Scientific Study Terms to Know
Blinded: In this type of study, participants do not know which drug or treatment they’re receiving so that the results aren’t affected by their knowing.
Control group: Study participants who are given standard treatment, a placebo (sugar pill), or no treatment at all to provide researchers with a baseline for comparison
Double blinded: In this type of study, neither the patients nor doctors know who is receiving a drug. It prevents doctors from treating patients in the study differently and unintentionally skewing the results.
Intervention study: A trial that tests a new treatment or approach. By comparing the results to pretrial data, researchers hope to see if the intervention is effective.
Longitudinal study: This type of study follows people over time, gathering data at regular intervals, to see if treatments have lasting effects.
Observational study: Researchers observe individuals without intervening.
Peer review: Before they’re published in reputable journals, scientific studies are reviewed by other (anonymous) scientists to spot possible problems, make suggestions, or ask questions. The study isn’t published until the reviewers’ questions or concerns are answered.
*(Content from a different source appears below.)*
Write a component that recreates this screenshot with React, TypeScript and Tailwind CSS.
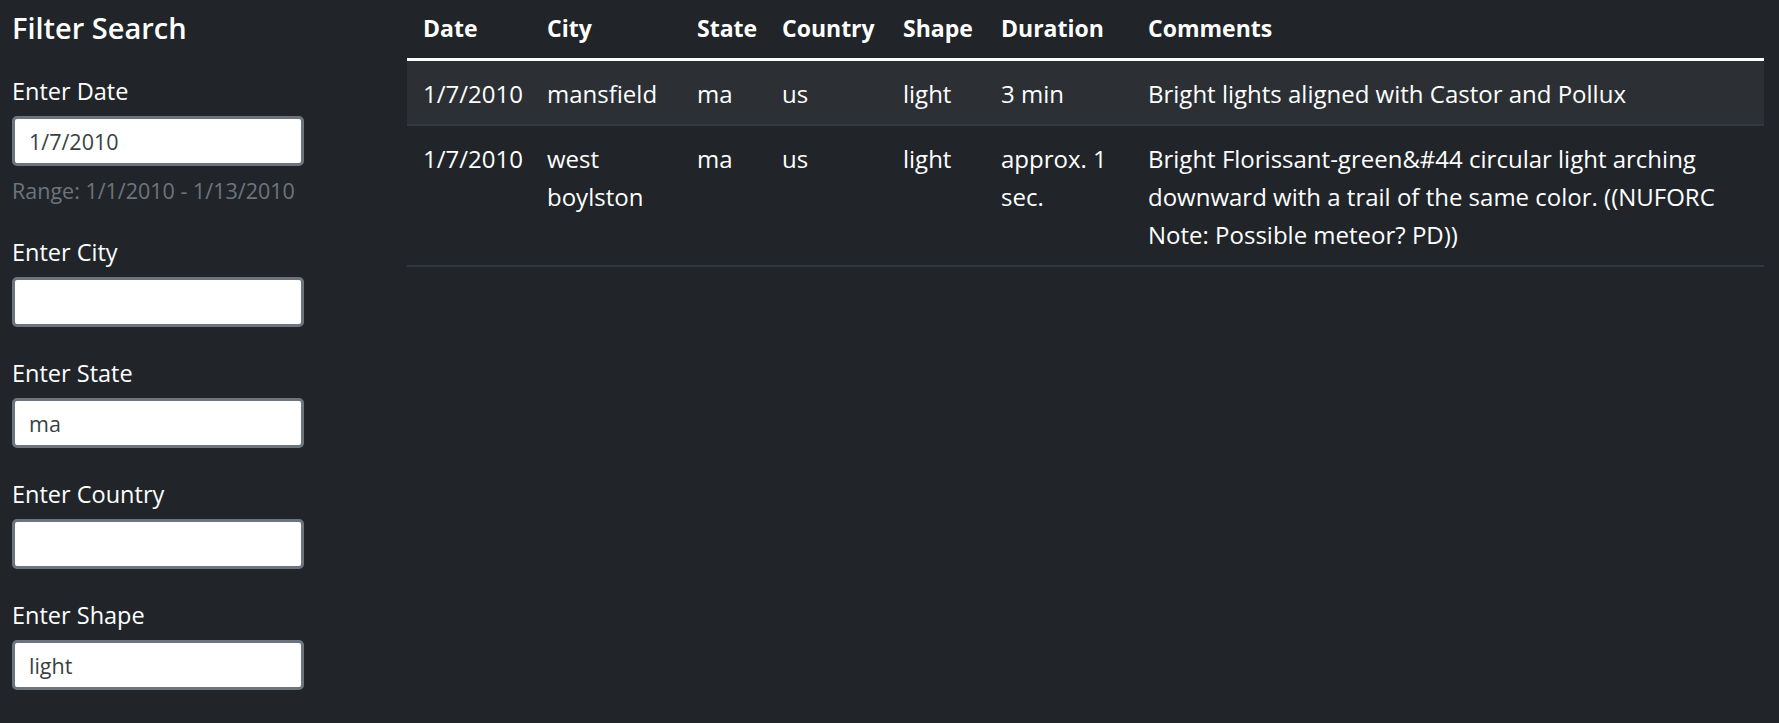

Placebo: Sometimes known as a “sugar pill,” this is a purposefully inactive substance given to patients in a control group. It’s a way to make sure that no study participants know whether they’re getting the real medicine or not.
Randomized controlled trial: A study in which people are randomly assigned to an intervention group or a control group that gets normal care or no intervention
Variables: Things that can affect how a treatment works—from age and ethnicity to lifestyle and geography. Studies try to account for the effect of different variables so they have the smallest possible effect on the study results.